1890: Joseph Opinel, a Sawmill, and a Knife That Would Outlive Empires

Joseph Opinel was a blacksmith’s son in the Savoie region of the French Alps. In 1890, at the age of 18, he designed a folding knife with a simple wooden handle and a thin carbon steel blade. He made them in his father’s workshop and sold them to local farmers, shepherds, and woodworkers — people who used knives all day, every day, and wouldn’t tolerate a tool that failed.

The design was deceptively simple: a beechwood handle with a slot cut into it, a blade that pivoted on a steel pin, and a rotating metal collar (the Virobloc) that locked the blade open and closed.

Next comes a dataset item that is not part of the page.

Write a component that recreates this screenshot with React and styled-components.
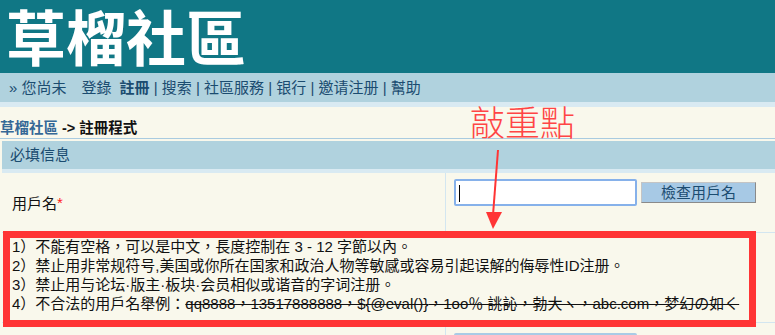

No springs to break. No complex internal mechanism. Just wood, steel, and physics.

In 1909, Joseph registered the “Main Couronnée” (Crowned Hand) trademark — the hand with three fingers raised in a blessing gesture that adorns every Opinel blade. Legend says the hand was modeled after Saint Jean-Baptiste, the patron saint of the Savoie chapel where Joseph’s workshop stood. By 1939, Opinel was selling over 20 million knives annually. The knife that started in a blacksmith’s shed was now in pockets across Europe, Africa, and Asia — carried by soldiers, artists, and farmers who understood that a good tool doesn’t need to be complicated.

Pablo Picasso carried an Opinel. He used it to carve his sculpting tools. Roger Frison-Roche, the famous French mountaineer, carried one on his expeditions. The Opinel is in the permanent collections of the Museum of Modern Art in New York, the Victoria and Albert Museum in London, and the Musée des Arts Décoratifs in Paris. It’s not just a knife — it’s recognized as one of the 100 best-designed objects in the world by the V&A.

Why a $15 Knife With Wood Handle Beats Your Fancy Folder

Here’s what happens when you actually use an Opinel: you realize how much blade geometry matters and how little everything else does. The Opinel’s blade is 0.045 inches thick at the spine and ground to a convex edge — meaning it’s thin behind the cutting edge without being fragile at the spine. That convex grind is the same geometry used on high-end custom bushcraft knives costing $300+. It slides through tomatoes like they’re made of air. It carves wood with control that tactical folders can’t match. It breaks down cardboard with half the effort of a thick-bladed EDC knife.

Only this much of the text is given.